Why Betsy DeVos' private school tax credit may not be the answer
Education Secretary Betsy DeVos. Photo: Chip Somodevilla/Getty Images
Education Secretary Betsy DeVos proposed a tax credit last month for people and businesses who donate money for children to attend private schools, a move that has stirred up the school choice debate among politicians and education analysts.

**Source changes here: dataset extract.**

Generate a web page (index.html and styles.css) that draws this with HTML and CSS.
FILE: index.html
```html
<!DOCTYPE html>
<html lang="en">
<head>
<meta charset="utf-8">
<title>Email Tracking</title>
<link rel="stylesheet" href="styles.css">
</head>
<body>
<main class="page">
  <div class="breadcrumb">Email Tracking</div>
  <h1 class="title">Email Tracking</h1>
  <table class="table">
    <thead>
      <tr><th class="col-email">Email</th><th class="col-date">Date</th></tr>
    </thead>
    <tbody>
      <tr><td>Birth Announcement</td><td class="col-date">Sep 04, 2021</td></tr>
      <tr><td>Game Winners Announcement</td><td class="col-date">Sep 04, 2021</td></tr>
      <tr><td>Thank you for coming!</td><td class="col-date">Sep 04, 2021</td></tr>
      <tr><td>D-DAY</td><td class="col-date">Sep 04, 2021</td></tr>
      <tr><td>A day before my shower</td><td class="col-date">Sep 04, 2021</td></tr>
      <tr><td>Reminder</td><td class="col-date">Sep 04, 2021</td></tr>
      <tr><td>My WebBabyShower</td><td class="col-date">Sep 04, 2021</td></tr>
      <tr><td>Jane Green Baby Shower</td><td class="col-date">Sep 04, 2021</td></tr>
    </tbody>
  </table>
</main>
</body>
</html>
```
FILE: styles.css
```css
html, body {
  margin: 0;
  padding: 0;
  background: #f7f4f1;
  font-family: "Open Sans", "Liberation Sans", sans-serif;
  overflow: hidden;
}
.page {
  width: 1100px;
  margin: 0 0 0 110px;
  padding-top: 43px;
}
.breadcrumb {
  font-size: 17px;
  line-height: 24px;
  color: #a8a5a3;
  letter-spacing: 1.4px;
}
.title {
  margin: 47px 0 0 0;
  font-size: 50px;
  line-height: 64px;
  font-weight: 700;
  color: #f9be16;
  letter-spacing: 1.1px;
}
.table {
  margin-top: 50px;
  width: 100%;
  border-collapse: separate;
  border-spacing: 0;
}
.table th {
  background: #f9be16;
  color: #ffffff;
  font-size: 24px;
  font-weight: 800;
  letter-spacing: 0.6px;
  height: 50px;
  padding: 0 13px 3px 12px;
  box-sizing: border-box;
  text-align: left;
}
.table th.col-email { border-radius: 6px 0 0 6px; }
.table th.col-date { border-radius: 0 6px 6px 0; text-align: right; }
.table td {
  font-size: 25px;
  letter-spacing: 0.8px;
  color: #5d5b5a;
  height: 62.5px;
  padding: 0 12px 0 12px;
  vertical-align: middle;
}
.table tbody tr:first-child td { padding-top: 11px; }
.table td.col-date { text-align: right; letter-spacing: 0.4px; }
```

The big picture: Despite the encouragement for more growth through scholarships, New York City charter schools, which are funded by local taxes, grants and donations, reached their cap last week. If the state doesn’t lift the cap, charter growth will most likely end. Resources have begun to drain while enrollment for charter schools across the country has grown exponentially, causing teachers from charter schools to walk out this year for the first time ever.
What they're saying:
- Andy Rotherham, founder of nonprofit consulting firm Bellwether Education Partners, told Axios: "The Trump administration has had its chances to put forth initiatives of school choice that could force some hard conversations, and it’s highly unlikely the tax incentive introduced was the one. ... The administration doesn’t seem to be able to stay on message about anything for very long. Democrats control the House. It’s hard to see them bringing this up for a vote."

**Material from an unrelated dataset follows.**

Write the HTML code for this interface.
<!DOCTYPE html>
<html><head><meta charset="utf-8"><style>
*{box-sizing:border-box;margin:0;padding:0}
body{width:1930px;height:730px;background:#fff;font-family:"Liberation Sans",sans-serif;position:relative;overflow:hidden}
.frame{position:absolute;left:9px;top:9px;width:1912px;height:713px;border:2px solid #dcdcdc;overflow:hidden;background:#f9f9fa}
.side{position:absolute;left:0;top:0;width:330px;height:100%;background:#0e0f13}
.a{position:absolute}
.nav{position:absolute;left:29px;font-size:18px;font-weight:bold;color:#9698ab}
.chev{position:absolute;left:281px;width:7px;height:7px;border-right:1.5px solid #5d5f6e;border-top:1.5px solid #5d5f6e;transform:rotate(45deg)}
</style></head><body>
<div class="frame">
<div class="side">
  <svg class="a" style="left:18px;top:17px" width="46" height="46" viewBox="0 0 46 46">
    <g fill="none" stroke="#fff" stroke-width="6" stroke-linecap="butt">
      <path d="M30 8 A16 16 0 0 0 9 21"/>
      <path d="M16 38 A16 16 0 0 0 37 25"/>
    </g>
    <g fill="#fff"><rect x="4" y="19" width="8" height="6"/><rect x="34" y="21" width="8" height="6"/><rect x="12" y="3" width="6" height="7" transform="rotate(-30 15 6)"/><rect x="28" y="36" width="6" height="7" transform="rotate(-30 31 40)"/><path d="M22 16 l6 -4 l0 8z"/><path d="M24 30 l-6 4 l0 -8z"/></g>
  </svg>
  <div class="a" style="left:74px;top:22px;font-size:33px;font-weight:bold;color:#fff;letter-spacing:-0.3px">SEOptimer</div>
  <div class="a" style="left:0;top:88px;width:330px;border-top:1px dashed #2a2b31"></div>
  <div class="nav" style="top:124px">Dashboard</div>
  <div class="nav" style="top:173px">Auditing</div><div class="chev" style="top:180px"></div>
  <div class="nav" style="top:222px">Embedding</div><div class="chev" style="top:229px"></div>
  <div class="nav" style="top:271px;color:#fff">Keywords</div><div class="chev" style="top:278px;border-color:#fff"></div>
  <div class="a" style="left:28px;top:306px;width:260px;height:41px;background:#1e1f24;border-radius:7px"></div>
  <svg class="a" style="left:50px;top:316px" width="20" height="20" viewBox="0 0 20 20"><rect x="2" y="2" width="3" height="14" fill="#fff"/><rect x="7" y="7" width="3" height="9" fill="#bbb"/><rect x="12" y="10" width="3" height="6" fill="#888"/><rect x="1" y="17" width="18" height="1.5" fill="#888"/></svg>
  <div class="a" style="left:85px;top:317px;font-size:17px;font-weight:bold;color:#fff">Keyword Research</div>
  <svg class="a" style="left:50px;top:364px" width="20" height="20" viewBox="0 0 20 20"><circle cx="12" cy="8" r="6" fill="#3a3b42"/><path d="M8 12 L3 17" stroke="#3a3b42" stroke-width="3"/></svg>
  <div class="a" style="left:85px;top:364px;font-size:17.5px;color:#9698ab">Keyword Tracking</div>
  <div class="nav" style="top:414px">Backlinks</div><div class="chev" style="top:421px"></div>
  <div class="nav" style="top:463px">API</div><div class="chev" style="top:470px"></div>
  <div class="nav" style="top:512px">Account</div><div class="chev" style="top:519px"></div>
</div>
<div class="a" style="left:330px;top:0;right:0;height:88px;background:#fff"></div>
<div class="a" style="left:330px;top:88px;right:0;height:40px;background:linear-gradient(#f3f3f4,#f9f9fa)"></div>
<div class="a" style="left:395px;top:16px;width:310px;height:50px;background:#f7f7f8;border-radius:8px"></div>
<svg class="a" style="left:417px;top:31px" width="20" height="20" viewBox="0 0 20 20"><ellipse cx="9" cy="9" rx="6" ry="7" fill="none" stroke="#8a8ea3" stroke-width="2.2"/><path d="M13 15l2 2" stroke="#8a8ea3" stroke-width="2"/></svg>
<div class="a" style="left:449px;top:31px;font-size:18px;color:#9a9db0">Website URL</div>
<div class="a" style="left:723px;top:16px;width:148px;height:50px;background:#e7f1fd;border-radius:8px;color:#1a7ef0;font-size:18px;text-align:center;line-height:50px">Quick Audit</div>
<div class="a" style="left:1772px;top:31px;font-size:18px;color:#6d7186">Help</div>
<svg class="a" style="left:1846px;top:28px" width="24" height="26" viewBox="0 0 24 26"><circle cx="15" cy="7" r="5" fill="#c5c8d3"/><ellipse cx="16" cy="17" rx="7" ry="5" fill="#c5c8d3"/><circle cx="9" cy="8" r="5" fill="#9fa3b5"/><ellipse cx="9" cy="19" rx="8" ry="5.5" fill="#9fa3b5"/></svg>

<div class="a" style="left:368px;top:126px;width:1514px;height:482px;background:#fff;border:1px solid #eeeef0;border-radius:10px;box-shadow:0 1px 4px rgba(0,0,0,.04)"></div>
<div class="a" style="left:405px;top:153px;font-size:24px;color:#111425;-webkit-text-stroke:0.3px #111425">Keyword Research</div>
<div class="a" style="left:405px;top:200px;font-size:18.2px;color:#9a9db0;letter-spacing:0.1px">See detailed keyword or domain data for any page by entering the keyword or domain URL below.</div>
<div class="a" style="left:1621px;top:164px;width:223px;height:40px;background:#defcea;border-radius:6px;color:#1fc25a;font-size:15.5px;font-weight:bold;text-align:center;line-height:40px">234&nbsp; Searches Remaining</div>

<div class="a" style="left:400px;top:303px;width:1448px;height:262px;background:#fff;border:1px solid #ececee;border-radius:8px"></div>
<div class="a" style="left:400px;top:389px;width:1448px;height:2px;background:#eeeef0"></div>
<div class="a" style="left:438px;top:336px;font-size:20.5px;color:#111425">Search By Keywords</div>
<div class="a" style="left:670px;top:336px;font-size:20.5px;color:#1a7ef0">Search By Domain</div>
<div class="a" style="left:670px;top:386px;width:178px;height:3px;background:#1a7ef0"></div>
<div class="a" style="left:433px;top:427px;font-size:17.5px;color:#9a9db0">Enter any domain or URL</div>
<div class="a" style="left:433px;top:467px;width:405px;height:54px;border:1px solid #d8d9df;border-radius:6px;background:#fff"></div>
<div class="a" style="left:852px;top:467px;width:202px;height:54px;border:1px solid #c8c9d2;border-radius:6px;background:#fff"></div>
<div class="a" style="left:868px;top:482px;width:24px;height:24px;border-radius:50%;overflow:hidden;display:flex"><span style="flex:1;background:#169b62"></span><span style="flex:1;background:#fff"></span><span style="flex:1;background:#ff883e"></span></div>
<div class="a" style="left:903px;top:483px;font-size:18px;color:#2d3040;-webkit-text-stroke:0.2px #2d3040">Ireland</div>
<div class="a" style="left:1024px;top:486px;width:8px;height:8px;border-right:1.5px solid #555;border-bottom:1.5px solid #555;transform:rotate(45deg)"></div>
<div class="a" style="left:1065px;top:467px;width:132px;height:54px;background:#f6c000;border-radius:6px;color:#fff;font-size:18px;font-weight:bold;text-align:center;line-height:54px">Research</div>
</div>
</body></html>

- House Education Committee chairman Rep. Bobby Scott (D-Va.) said on NPR: "If you’re going to spend money in education, there are better ways of spending it than a scholarship program that’s totally undefined. You have to consider any proposal that’s made, but I think it's fair to say I’m skeptical."
- American Federation of Teachers President Randi Weingarten said at an Axios event: "You cannot think that you can privatize or outsource this. You have this huge available asset called public education that really wants to align with business and industry both in terms of K-12 and in terms of community colleges."
- Jim Blew, the Education Department's assistant secretary for policy and development, said on NPR: "Because it is a tax credit, the Fed doesn’t need to get involved with new mandates, new regulations. The voluntary component makes sure money is not diverted from public schools and teachers."